Understanding the neurological code behind how flies fly
A common flesh fly takes off and maneuvers effortlessly, its head and body steadied by a hidden, miniscule gyroscope-like structure that gives it an unparalleled balance…
[The scientist’s] discoveries might someday help us build more responsive drones or better-balanced robots, said Jessica Fox, assistant professor of biology at Case Western Reserve and Yarger’s mentor on the project. Her lab has been studying the behavior of flies and how sensory systems process information since 2013.
Quoted from the report: https://www.sciencedaily.com/releases/2018/10/181012082704.htm
Karl’s comment: The following magical paragraph was also in the article: “Yarger studies the electrical activity of neurons in the haltere structure, which was once a second set of wings, but transformed by millions of years of evolution into what serves as the unseen balancing system.”
That is a nonsense non-scientific fabrication or hallucination. It could have been omitted without changing the scientific facts of this study. I provide facts to back up my statement in Helping Evolutionists Get It Right.
This fly’s incredible hearing is a curiosity to those developing better hearing aids
Ormia ochracea ‘s sense of directional hearing is second to none in the animal kingdom….”These flies have highly specialized ears that provide the most acute directional hearing of any animal,” says Andrew Mason, a professor of biology at U of T Scarborough.
“The mechanism that makes their hearing so exceptional has even led to a range of bio-inspired technology, like the mini directional microphones used in hearing aids.”…
While that is pretty extraordinary in itself, what makes the fly truly remarkable is its mechanically-coupled ears. Unlike most animals that have two separate ears, both of Ormia’s eardrums are connected together…
“It’s interesting that something so small can be sensitive to the direction of sound,” says Mason. “They’re tiny relative to the wavelength of sound they’re able to localize, so they shouldn’t be able to do what they do but they can because of the mechanical coupling.”
Engineers are interested in using the same principle found in Ormia’s coupled eardrums to develop artificial sensors. These sensors could better locate signals for a range of uses where the size of the object relative to the signal might be a limiting factor — from hearing aids, to gunshot detectors, to different types of radar.
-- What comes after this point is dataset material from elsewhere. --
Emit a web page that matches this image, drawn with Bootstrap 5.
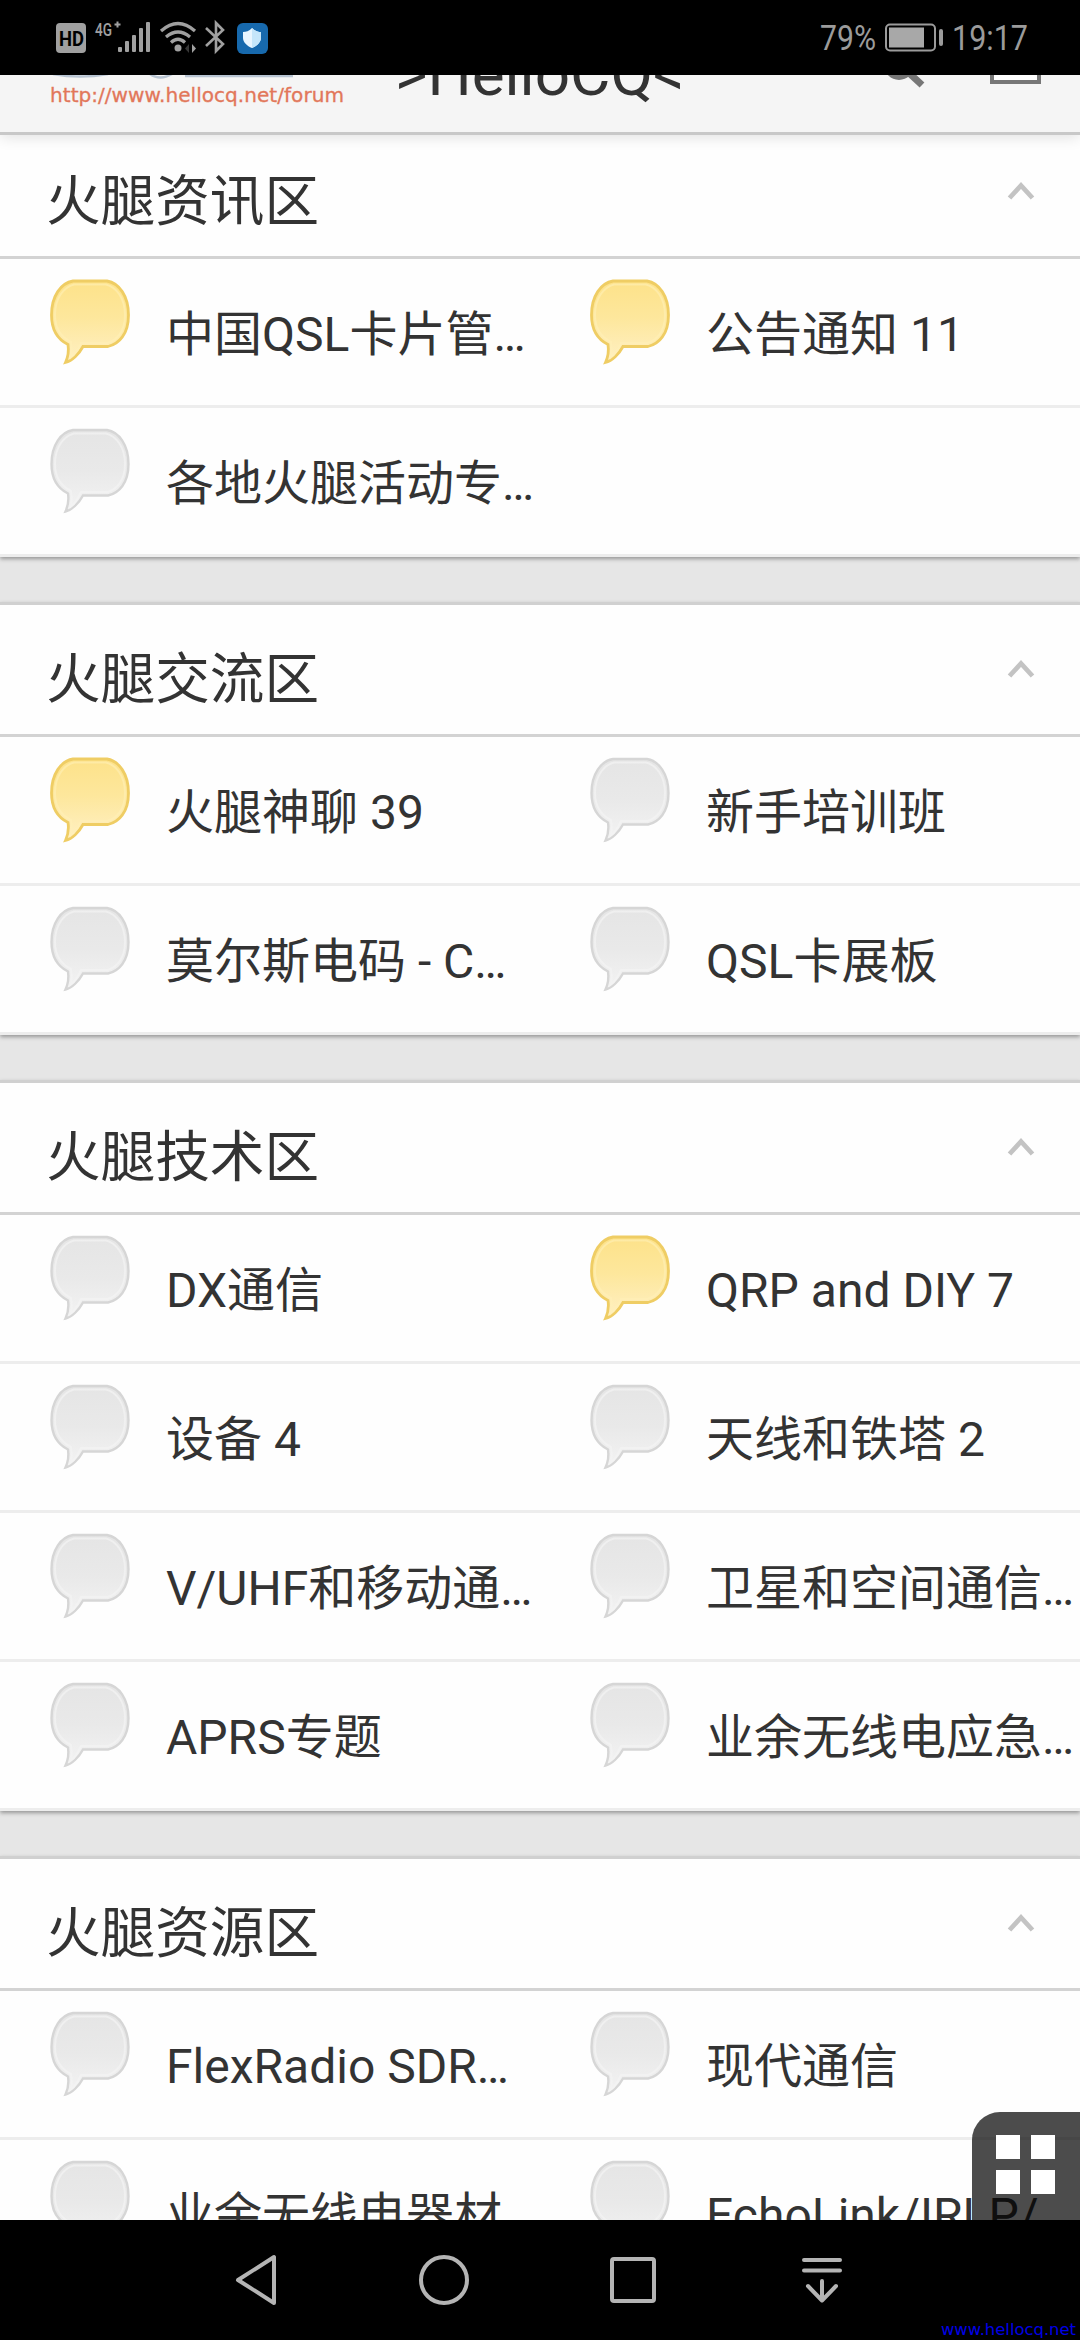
<!DOCTYPE html>
<html lang="zh-CN">
<head>
<meta charset="utf-8">
<meta name="viewport" content="width=device-width, initial-scale=1">
<title>&gt;HelloCQ&lt;</title>
<link href="https://cdn.jsdelivr.net/npm/bootstrap@5.3.0/dist/css/bootstrap.min.css" rel="stylesheet">
<style>
body{font-family:Roboto,"Noto Sans CJK SC",sans-serif;background:#e6e6e6;color:#333}
.phone{width:1080px;height:2340px}
.status-bar{height:75px;padding:0 52px 0 56px;z-index:3}
.status-bar svg{display:block}
.site-bar{height:60px;background:#f5f5f5;border-bottom:3px solid #c8c8c8;box-shadow:0 2px 14px rgba(0,0,0,.12);z-index:2;padding-left:50px;padding-right:39px}
.site-logo{width:294px}
.site-title{font-size:62px;line-height:70px;margin-left:51px;margin-top:-36px;height:80px}
.forum-list{min-height:0}
.zone{background:#fefefe;margin-bottom:45px;border-top:3px solid #d0d0d0;box-shadow:0 2px 4px rgba(0,0,0,.35)}
.zone-first{margin-top:-11px}
.zone-head{height:132px;border-bottom:3px solid #d3d3d3;padding:0 45px 0 46px}
.zone-head h2{font-size:54.6px;font-weight:400;line-height:80px;margin:34px 0 0}
.zone-head svg{margin-top:54px}
.forum-row{height:149px;border-bottom:3px solid #ededed}
.forum{padding-left:50px;font-size:48px;white-space:nowrap}
.forum svg{flex:none;margin-top:20px;margin-right:36px}
.forum span{line-height:70px;margin-top:41px}
.quick{right:0;bottom:0;width:108px;height:108px;background:rgba(0,0,0,.7);border-top-left-radius:28px;padding:23px 0 0 24px}
.nav-bar{height:120px;padding-left:235px;z-index:3}
.nav-home{margin-left:142px}
.nav-recent{margin-left:141px}
.nav-drop{margin-left:145px}
.watermark{right:4px;bottom:0;font-family:"DejaVu Sans",sans-serif;font-size:16.4px;line-height:20px;color:#0000e6}
</style>
<script src="https://cdn.jsdelivr.net/npm/bootstrap@5.3.0/dist/js/bootstrap.bundle.min.js"></script>
</head>
<body>
<svg width="0" height="0" class="position-absolute">
  <defs>
    <linearGradient id="gy" x1="0" y1="0" x2="0" y2="1"><stop offset="0" stop-color="#fde28a"/><stop offset=".45" stop-color="#fde79c"/><stop offset="1" stop-color="#fff0c4"/></linearGradient>
    <linearGradient id="gg" x1="0" y1="0" x2="0" y2="1"><stop offset="0" stop-color="#e5e5e5"/><stop offset=".5" stop-color="#e9e9e9"/><stop offset="1" stop-color="#f3f3f3"/></linearGradient>
    <path id="shape" d="M23 2H57C69 4 78.500 17 78.500 36C78.500 55 69 65 58 67.500H33C29 75 22 82 15.500 83.500C18 78 19 72 18 65.500C7 60 1.500 49 1.500 36C1.500 17 11 4 23 2Z"/>
    <path id="gloss" d="M24 5.500H56C66 8 75 19 75 36C75 53 66 62 57 64H31C28 71 24 76 21 78.500C22 73 22 68 21 63C11 58 5 49 5 36C5 19 14 8 24 5.500Z"/>
    <symbol id="hot" viewBox="0 0 80 86"><use href="#shape" fill="url(#gy)" stroke="#efcd64" stroke-width="2.800"/><use href="#gloss" fill="none" stroke="#fff0b8" stroke-width="2" opacity=".6"/></symbol>
    <symbol id="idle" viewBox="0 0 80 86"><use href="#shape" fill="url(#gg)" stroke="#d6d6d6" stroke-width="2.400"/><use href="#gloss" fill="none" stroke="#f3f3f3" stroke-width="2" opacity=".7"/></symbol>
    <symbol id="up" viewBox="0 0 28 20"><path d="M2.500 17L14 4.500L25.500 17" fill="none" stroke="#c3c3c3" stroke-width="4.800"/></symbol>
  </defs>
</svg>
<div class="phone d-flex flex-column position-relative overflow-hidden">
  <header class="status-bar bg-black d-flex align-items-center justify-content-between position-relative flex-shrink-0">
    <svg width="213" height="75" viewBox="56 0 213 75">
      <rect x="56" y="23" width="30" height="30" rx="4" fill="#a0a0a0"/>
      <text x="59" y="45.500" font-family="Roboto,sans-serif" font-weight="700" font-size="21" textLength="25" lengthAdjust="spacingAndGlyphs" fill="#000">HD</text>
      <text x="95" y="36" font-family="Roboto,sans-serif" font-weight="500" font-size="19" textLength="17" lengthAdjust="spacingAndGlyphs" fill="#a0a0a0">4G</text>
      <path d="M117.500 21.500v6M114.500 24.500h6" stroke="#a0a0a0" stroke-width="2"/>
      <g fill="#a0a0a0"><rect x="118" y="47" width="4" height="5" rx="1"/><rect x="125" y="41" width="4" height="11" rx="1"/><rect x="132" y="35" width="4" height="17" rx="1"/><rect x="139" y="28" width="4" height="24" rx="1"/><rect x="146" y="22" width="4" height="30" rx="1"/><circle cx="178" cy="48" r="3.500"/><path d="M192 44l4 4.500-4 4.500z"/><path d="M189 44l-4 4.500 4 4.500z" opacity=".35"/></g>
      <g fill="none" stroke="#a0a0a0" stroke-width="3.200"><path d="M161 31Q178 16 195 31M166 37Q178 27 190 37M171 42.500Q178 36 185 42.500"/><path d="M206 28L223 44L216 51V23L223 30L206 46" stroke-width="2.600"/></g>
      <rect x="237" y="23" width="31" height="31" rx="6" fill="#1769ad"/>
      <path d="M252 28C255 31 258 32 261 32V38C261 42 257 46 252 48C247 46 243 42 243 38V32C246 32 249 31 252 28Z" fill="#e9f6ff"/><path d="M252 28C255 31 258 32 261 32V38C261 42 257 46 252 48Z" fill="#c5e6fa"/>
    </svg>
    <svg width="208" height="75" viewBox="820 0 208 75" font-family="Roboto,sans-serif" font-size="34.500" fill="#9b9b9b">
      <text x="820" y="50" textLength="56" lengthAdjust="spacingAndGlyphs">79%</text>
      <rect x="886" y="24.500" width="49" height="26" rx="4" fill="none" stroke="#9b9b9b" stroke-width="2"/><rect x="889" y="27.500" width="35" height="20" fill="#a8a8a8"/><rect x="939" y="29" width="4" height="17" rx="2"/>
      <text x="952" y="50" textLength="76" lengthAdjust="spacingAndGlyphs">19:17</text>
    </svg>
  </header>
  <div class="site-bar position-relative d-flex align-items-start flex-shrink-0">
    <svg class="site-logo" height="57" viewBox="50 75 294 57"><path d="M53 74Q80 79 108 74M150 74Q160 81 172 74M185 76H293" fill="none" stroke="#b8c4d2" stroke-width="2.500"/><text x="50" y="101.500" font-family="DejaVu Sans,sans-serif" font-size="20" textLength="294" lengthAdjust="spacingAndGlyphs" fill="#e2775a" stroke="#e2775a" stroke-width=".3">http://www.hellocq.net/forum</text></svg>
    <span class="site-title">&gt;HelloCQ&lt;</span>
    <svg class="ms-auto" width="156" height="57" viewBox="885 75 156 57"><circle cx="899" cy="65" r="12" fill="none" stroke="#777" stroke-width="6"/><path d="M908 72L922 85" stroke="#777" stroke-width="7"/><rect x="992" y="50" width="47" height="32" fill="#fff" stroke="#777" stroke-width="4"/></svg>
  </div>
  <main class="forum-list flex-grow-1 position-relative overflow-hidden">
    <section class="zone zone-first">
      <div class="zone-head d-flex justify-content-between align-items-start"><h2>火腿资讯区</h2><svg width="28" height="20"><use href="#up"/></svg></div>
      <div class="forum-row row g-0">
        <div class="forum col-6 d-flex align-items-start"><svg width="80" height="86"><use href="#hot"/></svg><span>中国QSL卡片管…</span></div>
        <div class="forum col-6 d-flex align-items-start"><svg width="80" height="86"><use href="#hot"/></svg><span>公告通知 11</span></div>
      </div>
      <div class="forum-row row g-0">
        <div class="forum col-6 d-flex align-items-start"><svg width="80" height="86"><use href="#idle"/></svg><span>各地火腿活动专…</span></div>
      </div>
    </section>
    <section class="zone">
      <div class="zone-head d-flex justify-content-between align-items-start"><h2>火腿交流区</h2><svg width="28" height="20"><use href="#up"/></svg></div>
      <div class="forum-row row g-0">
        <div class="forum col-6 d-flex align-items-start"><svg width="80" height="86"><use href="#hot"/></svg><span>火腿神聊 39</span></div>
        <div class="forum col-6 d-flex align-items-start"><svg width="80" height="86"><use href="#idle"/></svg><span>新手培训班</span></div>
      </div>
      <div class="forum-row row g-0">
        <div class="forum col-6 d-flex align-items-start"><svg width="80" height="86"><use href="#idle"/></svg><span>莫尔斯电码 - C…</span></div>
        <div class="forum col-6 d-flex align-items-start"><svg width="80" height="86"><use href="#idle"/></svg><span>QSL卡展板</span></div>
      </div>
    </section>
    <section class="zone">
      <div class="zone-head d-flex justify-content-between align-items-start"><h2>火腿技术区</h2><svg width="28" height="20"><use href="#up"/></svg></div>
      <div class="forum-row row g-0">
        <div class="forum col-6 d-flex align-items-start"><svg width="80" height="86"><use href="#idle"/></svg><span>DX通信</span></div>
        <div class="forum col-6 d-flex align-items-start"><svg width="80" height="86"><use href="#hot"/></svg><span>QRP and DIY 7</span></div>
      </div>
      <div class="forum-row row g-0">
        <div class="forum col-6 d-flex align-items-start"><svg width="80" height="86"><use href="#idle"/></svg><span>设备 4</span></div>
        <div class="forum col-6 d-flex align-items-start"><svg width="80" height="86"><use href="#idle"/></svg><span>天线和铁塔 2</span></div>
      </div>
      <div class="forum-row row g-0">
        <div class="forum col-6 d-flex align-items-start"><svg width="80" height="86"><use href="#idle"/></svg><span>V/UHF和移动通…</span></div>
        <div class="forum col-6 d-flex align-items-start"><svg width="80" height="86"><use href="#idle"/></svg><span>卫星和空间通信…</span></div>
      </div>
      <div class="forum-row row g-0">
        <div class="forum col-6 d-flex align-items-start"><svg width="80" height="86"><use href="#idle"/></svg><span>APRS专题</span></div>
        <div class="forum col-6 d-flex align-items-start"><svg width="80" height="86"><use href="#idle"/></svg><span>业余无线电应急…</span></div>
      </div>
    </section>
    <section class="zone">
      <div class="zone-head d-flex justify-content-between align-items-start"><h2>火腿资源区</h2><svg width="28" height="20"><use href="#up"/></svg></div>
      <div class="forum-row row g-0">
        <div class="forum col-6 d-flex align-items-start"><svg width="80" height="86"><use href="#idle"/></svg><span>FlexRadio SDR…</span></div>
        <div class="forum col-6 d-flex align-items-start"><svg width="80" height="86"><use href="#idle"/></svg><span>现代通信</span></div>
      </div>
      <div class="forum-row row g-0">
        <div class="forum col-6 d-flex align-items-start"><svg width="80" height="86"><use href="#idle"/></svg><span>业余无线电器材</span></div>
        <div class="forum col-6 d-flex align-items-start"><svg width="80" height="86"><use href="#idle"/></svg><span>EchoLink/IRLP/</span></div>
      </div>
    </section>
    <div class="quick position-absolute"><svg class="d-block" width="59" height="59" fill="#fff"><path d="M0 0h24v24H0zM35 0h24v24H35zM0 35h24v24H0zM35 35h24v24H35z"/></svg></div>
  </main>
  <nav class="nav-bar bg-black d-flex align-items-center position-relative flex-shrink-0">
    <svg width="42" height="52" viewBox="0 0 42 52" fill="none" stroke="#b4b4b4" stroke-width="4" stroke-linejoin="round"><path d="M39 3V49L3 26Z"/></svg>
    <svg class="nav-home" width="50" height="50" viewBox="0 0 50 50" fill="none" stroke="#b4b4b4" stroke-width="4"><circle cx="25" cy="25" r="23"/></svg>
    <svg class="nav-recent" width="46" height="46" viewBox="0 0 46 46" fill="none" stroke="#b4b4b4" stroke-width="4"><rect x="2" y="2" width="42" height="42" rx="2"/></svg>
    <svg class="nav-drop" width="42" height="46" viewBox="0 0 42 46" fill="none" stroke="#b4b4b4" stroke-width="4" stroke-linecap="round" stroke-linejoin="round"><path d="M3 3H39M3 13.500H39M21 24V43M7 29L21 43.500L35 29"/></svg>
    <span class="watermark position-absolute">www.hellocq.net</span>
  </nav>
</div>
</body>
</html>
Jaw-Dropping Vision Helps Tiny Flies Snag Prey in Under a Second
The researchers say their findings could have technological applications, particularly in the development of flying drones. “The problem with drones is often one of the battery power necessary for accurate image processing,” Gonzalez-Bellido said in a statement. “The processing power is a huge drain on resources. But as is often the case, we can take lessons from the natural world to minimize the power requirements. This, combined with the robber fly’s remarkable hunting ability, could help in the design of drones designed to take down illegal drones near airports, for example.”